I am not quite sure how they are supposed to cause this to happen. What I am suggesting in this Amendment is that they can do this by post by sending to the holder of the certificate, or copy, the necessary document and requesting him to attach it to the certificate or the copy in his possession. This would seem to me a sensible and happy way of dealing with it. I want to know from my noble friend whether that is legal as the Bill is at present drafted, or whether the fire authority must go along with their drawing pin and with their own fair hand actually put it on the wall in the premises. I beg to move.

LORD WINDLESHAM

The point of principle here is who should have the responsibility for amending the fire certificate. The effect of the new subsection proposed by the noble Viscount, Lord Colville of Culross, would be to leave the amendment of the fire certificate to the holder of the certificate; whereas in the Bill we have placed the responsibility on the fire authority, so as to be sure that the amendments will be made to the certificate itself, and so that nobody will be able to evade responsibility by claiming that an amendment was never received. How the fire authority cause an amendment to be affixed is of course left entirely to their discretion, but they have ample powers of inspection. The fire certificate must be kept on the premises concerned by virtue of Clause 6(8) and Clause 6(9); and, moreover, it must be produced if required. It seems desirable that this responsibility should rest with the fire authority.

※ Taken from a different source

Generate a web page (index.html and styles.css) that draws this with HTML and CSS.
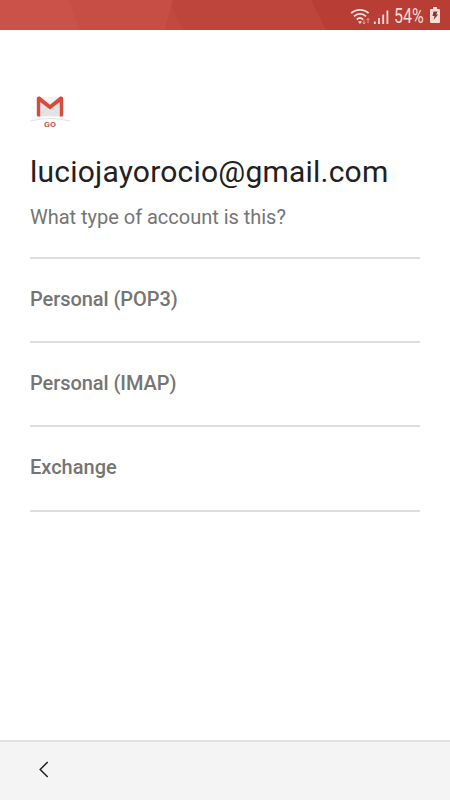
FILE: index.html
```html
<!DOCTYPE html>
<html lang="en">
<head>
<meta charset="utf-8">
<title>Account type</title>
<link rel="stylesheet" href="styles.css">
</head>
<body>
<header class="status">
  <svg class="status-bg" width="450" height="30" viewBox="0 0 450 30">
    <path fill="#cb5248" d="M0 0h450v30H0z"/>
    <path fill="#c74e44" d="M69 0h381v30H79z"/>
    <path fill="#bd453b" d="M173 0h277v30H183L171 7z"/>
    <path fill="#c2493f" d="M171 7L183 30H165z"/>
    <path fill="#b83e35" d="M311 0h139v30H326z"/>
  </svg>
  <svg class="signals" width="42" height="20" viewBox="0 0 42 20" fill="none" stroke="#f6dedb">
    <path stroke-width="1.8" d="M1.200 6.200c4.800-4.500 12.600-4.500 17.400 0M4 9.300c3.300-3.200 8.700-3.200 12 0M6.800 12.500c1.800-1.700 4.400-1.700 6.200 0"/>
    <path fill="#f6dedb" stroke="none" d="M8 14.600q2-1.400 4 0L10 17z"/>
    <path stroke="#df9d97" stroke-width="1" d="M14 12.500v4.500m-1.500-1.500L14 17l1.500-1.500M18 16v-4.500m-1.500 1.500L18 11.500l1.500 1.500"/>
    <path stroke-width="1.800" d="M24.800 14.500V17M29 11v6M33.200 7.500V17M37.400 3.500V17"/>
  </svg>
  <span class="percent">54%</span>
  <svg class="battery" width="10" height="16" viewBox="0 0 10 16">
    <path fill="#f6dedb" d="M3 0h4v2h2q1 0 1 1v12q0 1-1 1H1q-1 0-1-1V3q0-1 1-1h2z"/>
    <path fill="#8e332d" d="M3.500 4.500h4L6.200 7.500h2L3.500 13l1-4H2.500z"/>
  </svg>
</header>
<main class="content">
  <svg class="logo" width="40" height="40" viewBox="0 0 40 40">
    <path fill="#e4e4e4" d="M8 7h24v19.500H8z"/>
    <path fill="#f3f3f3" d="M9 7h22L20 16z"/>
    <path fill="none" stroke="#d2d2d2" stroke-width=".6" d="M10 26l8-9M30 26l-8-9"/>
    <path fill="#d54b3d" d="M6.800 8.500q0-2 2-2h1l10.200 8.200 10.200-8.200h1q2 0 2 2v16.500q0 1.500-1.500 1.500H29.800V12L20 19.500 10.200 12V26.500H8.300Q6.800 26.500 6.800 25z"/>
    <path fill="#fff" d="M0 30.500q20-5 40 0v9H0z"/>
    <path fill="none" stroke="#e2e2e2" stroke-width="1" d="M0 31q20-5 40 0"/>
    <text class="logo-text" x="20" y="37.400" text-anchor="middle" textLength="12" lengthAdjust="spacingAndGlyphs">GO</text>
  </svg>
  <h1 class="email"><span>luciojayorocio@gmail.com</span></h1>
  <p class="question">What type of account is this?</p>
  <ul class="types">
    <li>Personal (POP3)</li>
    <li>Personal (IMAP)</li>
    <li>Exchange</li>
  </ul>
</main>
<footer class="bar">
  <svg width="10" height="17" viewBox="0 0 10 17" fill="none" stroke="#202020" stroke-width="1.500"><path d="M8.700 1L1.200 8.500 8.700 16"/></svg>
</footer>
</body>
</html>
```
FILE: styles.css
```css
* { box-sizing: border-box; margin: 0; padding: 0; }
body {
  display: flex;
  flex-direction: column;
  height: 800px;
  background: #fff;
  font-family: Roboto, sans-serif;
}
svg { display: block; flex: none; }
.status {
  position: relative;
  display: flex;
  align-items: center;
  height: 30px;
  padding-left: 350px;
}
.status-bg { position: absolute; inset: 0; }
.signals { position: relative; margin-top: 4px; }
.percent {
  position: relative;
  width: 33px;
  margin: 2px 0 0 2px;
  color: #f6dedb;
  font-size: 20px;
  line-height: 24px;
  white-space: nowrap;
  transform: scaleX(.8);
  transform-origin: left;
}
.battery { position: relative; margin: -1px 0 0 3px; }
.content { flex: 1; padding: 60px 30px 0; }
.logo-text { font: 600 8px Roboto, sans-serif; fill: #c94b42; }
.email {
  margin-top: 22px;
  color: #212121;
  font-size: 30px;
  font-weight: 400;
  line-height: 40px;
  letter-spacing: .21px;
  white-space: nowrap;
}
.question {
  margin-top: 13px;
  color: #757575;
  font-size: 20px;
  line-height: 24px;
  letter-spacing: -.02px;
}
.types {
  margin-top: 28px;
  border-top: 2px solid #dedede;
  list-style: none;
}
.types li {
  height: 84.2px;
  padding-top: 28px;
  border-bottom: 2px solid #dedede;
  color: #757575;
  font-size: 20px;
  font-weight: 500;
  line-height: 24px;
  letter-spacing: -.06px;
}
.types li:last-child { letter-spacing: 0; }
.bar {
  display: flex;
  align-items: center;
  height: 60px;
  padding: 0 0 4px 39px;
  border-top: 2px solid #e2e2e2;
  background: #f4f4f4;
}
```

VISCOUNT COLVILLE OF CULROSS

I do not think I would dissent from that, but it also sounds to me as though the Amendment is unnecessary because the fire authority under the Bill are to do exactly what I suggest. What they do is to send an amendment by post, and the next time the fire inspector is round there he can go and see whether the amend- ment has properly been made. What they do not have to do—and this is really the point I had in mind—is, every time, to write to the holder of the fire certificate, saying, "Please will you send us the fire certificate," or alternatively, go there and get it and wait for it to come back to the fire authority's office; re-type it, and then take it back again and stick it up. This would be too laborious for words. There must be a quicker and easier way to do it. Certainly I would judge from what my noble friend has said that the postal system, followed up by inspection, would be a fulfilment of a duty which, I entirely accept, should be upon the fire authority. I see my noble friend nodding. In those circumstances, I beg leave to withdraw the Amendment.

Amendment, by leave, withdrawn.

Clause 8 agreed to.

Clauses 9 and 10 agreed to.

Clause 11 [Building regulations as to provision of means of escape in case of fire etc., and related power to amend local Acts]:

1.26 p.m.

VISCOUNT COLVILLE OF CULROSS moved Amendment No. 12: Page 17, line 6, after ("requirements") insert ("(i)").

The noble Viscount said: It will be no surprise to the Committee if I say that this Amendment and the following one go together. The point is a simple one. It is a probing Amendment, to ask my noble friend a question about the Report of the Holroyd Committee. That Committee recommended two things: first of all, that the building regulations, with which this clause is concerned, should cover the provision and protection of means of escape; and that is in the Bill. They also recommended, in the same paragraph, that the building regulations should deal with other structural measures to assist fire brigades in fire fighting. Those are the kind of things concerned: adequate access for the fire engines, or "appliances" as I believe they are called; rising mains; fire lifts, and so on. All that is sought here is power to include these matters under the building regulations.

Some local authorities are puzzled why it is that, half this recommendation of the Holroyd Committee having been accepted, the other half does not appear. I should be grateful, as I am sure others would be too, if my noble friend would explain what is the answer to that question. Is it too difficult to implement the other half of the Holroyd Committee's recommendations in the building regulations; are they thought to be bad recommendations; or is it proposed to deal with them in some other way or at some other time? And, generally, what is the situation? I beg to move.

WINDLESHAM

I did not realise that this was a probing Amendment and that the noble Viscount intended to put the question he has on the Holroyd Report. The best thing I can do is to study exactly the question of which he has now given me notice, and provide him with a full and considered reply on Report stage.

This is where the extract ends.